There’s something beautifully British about Miranda’s approach. The English accent has often been used to emphasise a certain type of upper-class authority, but Mrs. Tweedy lies closer to the working class—and she wants to move. Clearly dissatisfied with her humble farm life, she longs to achieve capital dominance in the livestock food industry (to her credit, her terrible animal welfare standards are still much better than other industrialised chicken farms). Miranda’s nasally, cold, controlling voice doesn’t just register as an authority figure—it’s the voice of a woman determined to get what she thinks she’s owed from society.
In traditional 2D/3D animation, the animators tend to energise their villains by magnifying movements and emotions. (Who would Cruella De Vil be without her wild arm gestures and exploding pinecone facial expressions?) But with Mrs. Tweedy, less is more. Her simple stride and frosty face stay true to the character’s cold and calculating ways while practically benefitting the painstaking process of stop-motion animation. As Lord said, they’re working with nuance, an often underappreciated skill in animation. This restraint also allows Mrs. Tweedy’s more aggressive moments—like a fist slamming the desk, or her psychotic turn near the end—to hit with greater contrast.
So much of Mrs. Tweedy’s memorable menace can be traced back to the script, especially the hilariously loveless way she treats her husband. It’s funny enough seeing her blatantly gaslight him, perhaps justifiably, about his suspicions of the chickens being organised. But I’m particularly obsessed with the subtle fact that she only calls him Mr. Tweedy. Not “my love.” Not even “husband.” Just “Mr. Tweedy.” They’re not even on a first-name basis in their marriage and that always tickles me.
And then there’s Aardman’s dialogue, which delightfully swings between pin-sharp and brutally blunt. “No more eggs?” Mr. Tweedy cries during one of my favourite exchanges. “But we’ve always been egg farmers… me father, and his father, and all their fathers, they were always–” Mrs. Tweedy savagely finishes his sentence: “Poor. Worthless. Nothings.”
Disgusted by this farm she married into—one that has sustained the Tweedys for generations—Mrs. Tweedy makes the move towards a seemingly more profitable but far less sustainable chicken pie-making business. It’s this classic greed-over-sense motive that leads to her hijacking the Tweedy name for her own gain, calling the new enterprise: “Mrs. Tweedy’s pies.”

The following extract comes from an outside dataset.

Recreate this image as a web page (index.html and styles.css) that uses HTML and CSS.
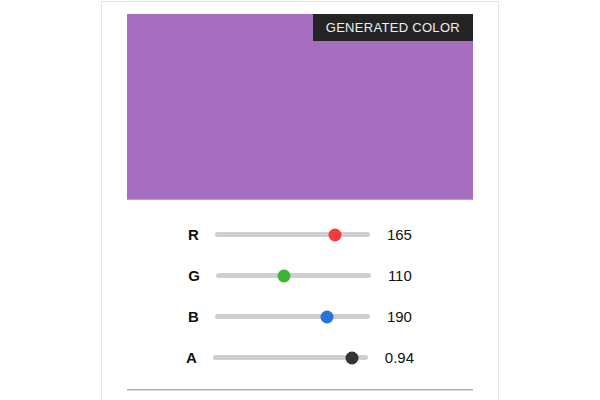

Why just her, Mr. Tweedy rightfully asks. “Woman’s touch. Makes the public feel more comfortable.” Two simple sentences that say so much about the villain’s intentions, narcissism, and manipulative mind. The first line also makes its way onto a billboard, which is full of delicious visual irony.
No great villain would be complete without a great send-off, and seeing Mrs. Tweedy’s poise melt in the climax feels perfectly cathartic. Any regular person would be so stunned at the sight of chickens piloting a self-built flying contraption, that they’d let them go and call it a day. But not Mrs. Tweedy. She latches onto the poultry plane with reckless abandon, armed with an axe and a misplaced sense of vengeance.
It’s a great action set-piece in its own right, but there’s one particular callback that feels particularly ingenious, and it has to do with that billboard. In a moment of visual poetry, Mrs. Tweedy smacks into her own face, with that part of the billboard sticking onto her mug. We then see her rip the fake smile off her face to unveil the real Mrs. Tweedy—an unhinged lunatic with an axe gritted between her teeth. Perfection.
The chooks manage to shake her off, firing Mrs. Tweedy into the barn and plugging the machine of her own creation—the chicken pie-maker. Moments from exploding, Mr. Tweedy opens the barn door, hears Mrs. Tweedy yelling at him, has a quiet epiphany, then shuts the door again. A minor victory for Mr. Tweedy. A massive loss for Mrs. Tweedy.
A great villain deserves a great defeat and Chicken Run delivers that tremendously satisfying blow, leaving the lasting impression that Mrs. Tweedy has caused herself financially ruined beyond repair. I cannot help but feel that its sequel, Dawn of the Nugget, sullies that impression somewhat by bringing her back.
Whether or not the sequel ends up being memorable, we’re unlikely to ever forget the wonderful meanness of Mrs. Tweedy in the original Chicken Run.